* **Task description**: Read through the entries below and return each line with the word "React".

* **Rows**:
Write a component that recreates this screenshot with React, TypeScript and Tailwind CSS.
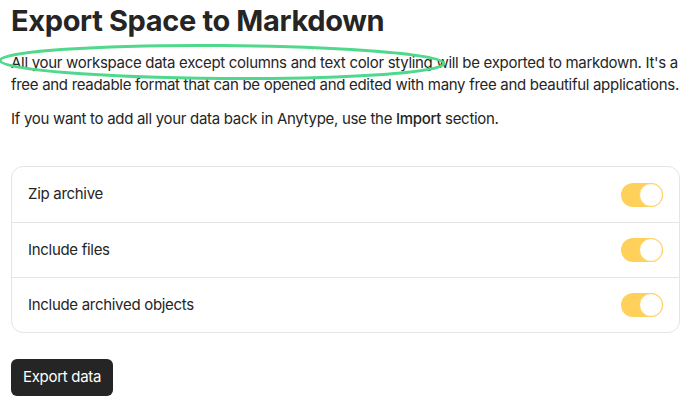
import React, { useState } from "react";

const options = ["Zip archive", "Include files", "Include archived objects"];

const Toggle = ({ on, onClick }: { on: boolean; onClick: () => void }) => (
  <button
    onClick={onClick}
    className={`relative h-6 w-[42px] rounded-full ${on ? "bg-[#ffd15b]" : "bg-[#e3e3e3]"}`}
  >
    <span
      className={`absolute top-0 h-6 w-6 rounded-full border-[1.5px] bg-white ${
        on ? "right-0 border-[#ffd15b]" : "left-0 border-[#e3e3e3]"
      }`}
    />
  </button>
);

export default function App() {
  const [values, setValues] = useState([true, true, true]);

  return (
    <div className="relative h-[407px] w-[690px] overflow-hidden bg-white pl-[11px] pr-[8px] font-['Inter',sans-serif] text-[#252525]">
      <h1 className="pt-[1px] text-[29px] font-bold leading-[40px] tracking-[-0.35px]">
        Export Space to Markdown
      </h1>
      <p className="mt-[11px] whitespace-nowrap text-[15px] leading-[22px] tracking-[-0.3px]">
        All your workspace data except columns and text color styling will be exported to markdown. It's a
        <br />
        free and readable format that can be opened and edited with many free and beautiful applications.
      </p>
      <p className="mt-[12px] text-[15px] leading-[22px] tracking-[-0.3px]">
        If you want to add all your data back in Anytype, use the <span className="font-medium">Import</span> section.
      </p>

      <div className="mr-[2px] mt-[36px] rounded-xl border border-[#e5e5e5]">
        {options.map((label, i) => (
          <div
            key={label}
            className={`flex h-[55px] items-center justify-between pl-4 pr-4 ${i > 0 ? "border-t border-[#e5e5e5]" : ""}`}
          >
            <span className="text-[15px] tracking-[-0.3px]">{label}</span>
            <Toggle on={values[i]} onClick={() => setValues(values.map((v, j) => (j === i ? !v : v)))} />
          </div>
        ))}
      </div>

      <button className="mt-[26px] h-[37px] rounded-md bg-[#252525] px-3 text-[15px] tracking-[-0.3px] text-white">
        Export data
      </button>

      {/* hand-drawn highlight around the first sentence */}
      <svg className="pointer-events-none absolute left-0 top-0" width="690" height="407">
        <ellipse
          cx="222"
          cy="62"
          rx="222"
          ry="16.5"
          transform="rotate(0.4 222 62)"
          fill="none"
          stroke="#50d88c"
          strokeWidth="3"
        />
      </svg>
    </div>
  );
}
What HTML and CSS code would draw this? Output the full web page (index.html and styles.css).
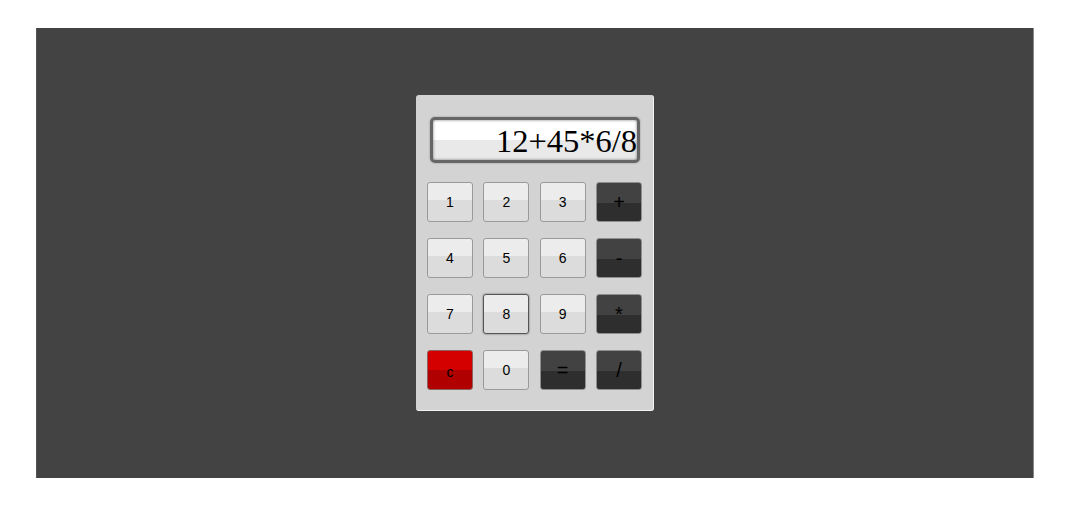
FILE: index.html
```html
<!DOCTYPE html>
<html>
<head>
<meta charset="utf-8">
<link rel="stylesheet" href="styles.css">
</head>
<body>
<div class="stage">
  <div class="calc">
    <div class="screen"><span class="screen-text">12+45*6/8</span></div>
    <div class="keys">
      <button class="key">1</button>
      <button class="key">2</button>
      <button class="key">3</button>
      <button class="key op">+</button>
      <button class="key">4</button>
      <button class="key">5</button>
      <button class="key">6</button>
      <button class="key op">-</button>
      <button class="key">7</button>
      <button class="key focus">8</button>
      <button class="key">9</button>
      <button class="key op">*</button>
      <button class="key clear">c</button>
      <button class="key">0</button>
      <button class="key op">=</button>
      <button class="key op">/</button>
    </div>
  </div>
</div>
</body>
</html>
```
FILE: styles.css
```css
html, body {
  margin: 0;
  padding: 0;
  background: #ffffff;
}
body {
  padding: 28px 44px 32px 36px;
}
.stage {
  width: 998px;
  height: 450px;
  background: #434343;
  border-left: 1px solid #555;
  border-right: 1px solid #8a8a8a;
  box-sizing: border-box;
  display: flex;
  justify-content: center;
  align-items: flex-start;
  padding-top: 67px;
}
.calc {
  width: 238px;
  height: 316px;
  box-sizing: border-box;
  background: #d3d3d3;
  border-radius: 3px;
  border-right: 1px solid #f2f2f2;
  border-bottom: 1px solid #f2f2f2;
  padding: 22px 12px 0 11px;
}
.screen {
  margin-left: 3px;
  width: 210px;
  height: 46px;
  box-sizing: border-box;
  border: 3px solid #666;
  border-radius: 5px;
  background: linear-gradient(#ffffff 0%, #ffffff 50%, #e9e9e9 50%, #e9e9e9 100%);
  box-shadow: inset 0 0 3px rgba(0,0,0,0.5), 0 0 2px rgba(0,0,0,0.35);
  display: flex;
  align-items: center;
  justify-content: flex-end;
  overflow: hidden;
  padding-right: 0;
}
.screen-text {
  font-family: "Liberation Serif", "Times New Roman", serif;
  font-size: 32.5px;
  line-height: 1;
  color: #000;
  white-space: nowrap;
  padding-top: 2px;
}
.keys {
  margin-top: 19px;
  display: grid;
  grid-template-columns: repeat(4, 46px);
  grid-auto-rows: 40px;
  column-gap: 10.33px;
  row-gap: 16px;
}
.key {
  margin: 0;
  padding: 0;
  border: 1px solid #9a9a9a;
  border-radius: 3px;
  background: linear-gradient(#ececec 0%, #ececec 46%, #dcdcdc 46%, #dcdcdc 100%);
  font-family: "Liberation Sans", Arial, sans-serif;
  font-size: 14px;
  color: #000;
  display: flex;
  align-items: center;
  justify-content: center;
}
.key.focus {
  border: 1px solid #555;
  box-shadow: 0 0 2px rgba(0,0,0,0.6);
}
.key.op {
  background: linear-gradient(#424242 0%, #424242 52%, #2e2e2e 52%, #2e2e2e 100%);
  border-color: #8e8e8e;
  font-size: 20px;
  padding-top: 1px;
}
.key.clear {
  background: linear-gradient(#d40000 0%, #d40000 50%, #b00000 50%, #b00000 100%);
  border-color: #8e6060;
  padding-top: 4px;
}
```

* **Complete output**:
Write a component that recreates this screenshot with React, TypeScript and Tailwind CSS.
import React, { useState } from "react";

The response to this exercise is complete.